* START *
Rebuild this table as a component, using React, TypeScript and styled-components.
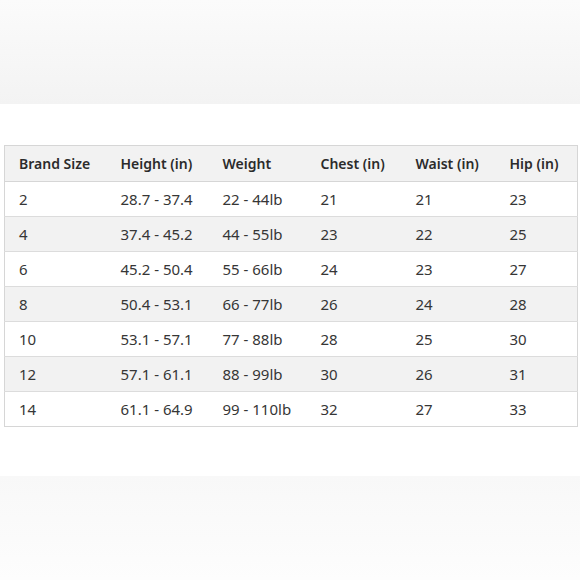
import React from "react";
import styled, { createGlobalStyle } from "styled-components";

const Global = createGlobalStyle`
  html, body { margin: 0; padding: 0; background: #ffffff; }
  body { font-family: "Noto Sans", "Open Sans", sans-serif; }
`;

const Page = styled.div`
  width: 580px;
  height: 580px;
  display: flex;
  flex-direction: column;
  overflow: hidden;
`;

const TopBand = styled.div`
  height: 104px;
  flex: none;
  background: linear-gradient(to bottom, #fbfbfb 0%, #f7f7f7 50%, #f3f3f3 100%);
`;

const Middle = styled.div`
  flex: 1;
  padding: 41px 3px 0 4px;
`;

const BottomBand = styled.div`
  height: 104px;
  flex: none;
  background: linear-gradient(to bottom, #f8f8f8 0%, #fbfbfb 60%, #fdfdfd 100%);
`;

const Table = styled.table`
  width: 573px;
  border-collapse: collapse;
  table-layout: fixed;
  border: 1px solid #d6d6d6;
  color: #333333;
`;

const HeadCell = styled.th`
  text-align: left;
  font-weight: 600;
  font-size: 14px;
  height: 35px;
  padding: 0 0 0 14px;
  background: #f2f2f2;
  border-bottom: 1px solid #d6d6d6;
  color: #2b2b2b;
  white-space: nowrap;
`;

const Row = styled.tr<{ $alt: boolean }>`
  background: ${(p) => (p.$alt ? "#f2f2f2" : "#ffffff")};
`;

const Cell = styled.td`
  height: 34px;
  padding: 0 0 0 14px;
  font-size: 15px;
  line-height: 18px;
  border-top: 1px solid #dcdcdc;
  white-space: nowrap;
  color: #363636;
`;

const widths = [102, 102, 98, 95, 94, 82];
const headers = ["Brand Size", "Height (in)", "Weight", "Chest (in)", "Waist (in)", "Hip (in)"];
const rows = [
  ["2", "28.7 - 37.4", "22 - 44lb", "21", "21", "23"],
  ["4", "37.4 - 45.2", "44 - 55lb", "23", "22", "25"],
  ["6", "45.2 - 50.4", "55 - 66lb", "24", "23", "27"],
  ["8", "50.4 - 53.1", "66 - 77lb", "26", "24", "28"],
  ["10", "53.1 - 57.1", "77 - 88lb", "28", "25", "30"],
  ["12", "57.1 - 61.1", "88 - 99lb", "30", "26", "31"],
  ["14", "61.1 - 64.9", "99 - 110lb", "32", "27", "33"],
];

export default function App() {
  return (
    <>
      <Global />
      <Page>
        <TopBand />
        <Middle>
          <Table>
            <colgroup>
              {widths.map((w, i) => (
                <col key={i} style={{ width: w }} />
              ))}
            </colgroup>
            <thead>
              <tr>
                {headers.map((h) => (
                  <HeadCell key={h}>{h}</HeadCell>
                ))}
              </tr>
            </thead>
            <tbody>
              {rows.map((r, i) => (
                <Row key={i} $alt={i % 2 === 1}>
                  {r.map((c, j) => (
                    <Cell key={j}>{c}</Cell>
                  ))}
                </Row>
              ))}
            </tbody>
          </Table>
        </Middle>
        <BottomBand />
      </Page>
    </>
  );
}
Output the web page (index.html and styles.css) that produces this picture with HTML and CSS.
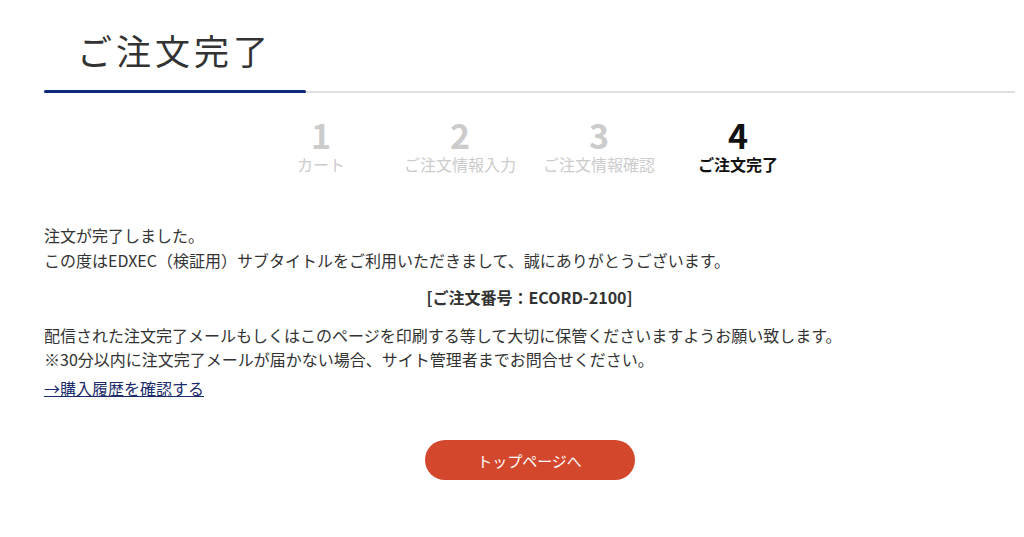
* END *
THE EXERCISE
Exclude the pictures and repeat every other part of the records word for word.

ANSWER TO THIS TASK
Rebuild this table as a component, using React, TypeScript and styled-components.
import React from "react";
import styled, { createGlobalStyle } from "styled-components";

const Global = createGlobalStyle`
  html, body { margin: 0; padding: 0; background: #ffffff; }
  body { font-family: "Noto Sans", "Open Sans", sans-serif; }
`;

const Page = styled.div`
  width: 580px;
  height: 580px;
  display: flex;
  flex-direction: column;
  overflow: hidden;
`;

const TopBand = styled.div`
  height: 104px;
  flex: none;
  background: linear-gradient(to bottom, #fbfbfb 0%, #f7f7f7 50%, #f3f3f3 100%);
`;

const Middle = styled.div`
  flex: 1;
  padding: 41px 3px 0 4px;
`;

const BottomBand = styled.div`
  height: 104px;
  flex: none;
  background: linear-gradient(to bottom, #f8f8f8 0%, #fbfbfb 60%, #fdfdfd 100%);
`;

const Table = styled.table`
  width: 573px;
  border-collapse: collapse;
  table-layout: fixed;
  border: 1px solid #d6d6d6;
  color: #333333;
`;

const HeadCell = styled.th`
  text-align: left;
  font-weight: 600;
  font-size: 14px;
  height: 35px;
  padding: 0 0 0 14px;
  background: #f2f2f2;
  border-bottom: 1px solid #d6d6d6;
  color: #2b2b2b;
  white-space: nowrap;
`;

const Row = styled.tr<{ $alt: boolean }>`
  background: ${(p) => (p.$alt ? "#f2f2f2" : "#ffffff")};
`;

const Cell = styled.td`
  height: 34px;
  padding: 0 0 0 14px;
  font-size: 15px;
  line-height: 18px;
  border-top: 1px solid #dcdcdc;
  white-space: nowrap;
  color: #363636;
`;

const widths = [102, 102, 98, 95, 94, 82];
const headers = ["Brand Size", "Height (in)", "Weight", "Chest (in)", "Waist (in)", "Hip (in)"];
const rows = [
  ["2", "28.7 - 37.4", "22 - 44lb", "21", "21", "23"],
  ["4", "37.4 - 45.2", "44 - 55lb", "23", "22", "25"],
  ["6", "45.2 - 50.4", "55 - 66lb", "24", "23", "27"],
  ["8", "50.4 - 53.1", "66 - 77lb", "26", "24", "28"],
  ["10", "53.1 - 57.1", "77 - 88lb", "28", "25", "30"],
  ["12", "57.1 - 61.1", "88 - 99lb", "30", "26", "31"],
  ["14", "61.1 - 64.9", "99 - 110lb", "32", "27", "33"],
];

export default function App() {
  return (
    <>
      <Global />
      <Page>
        <TopBand />
        <Middle>
          <Table>
            <colgroup>
              {widths.map((w, i) => (
                <col key={i} style={{ width: w }} />
              ))}
            </colgroup>
            <thead>
              <tr>
                {headers.map((h) => (
                  <HeadCell key={h}>{h}</HeadCell>
                ))}
              </tr>
            </thead>
            <tbody>
              {rows.map((r, i) => (
                <Row key={i} $alt={i % 2 === 1}>
                  {r.map((c, j) => (
                    <Cell key={j}>{c}</Cell>
                  ))}
                </Row>
              ))}
            </tbody>
          </Table>
        </Middle>
        <BottomBand />
      </Page>
    </>
  );
}
Output the web page (index.html and styles.css) that produces this picture with HTML and CSS.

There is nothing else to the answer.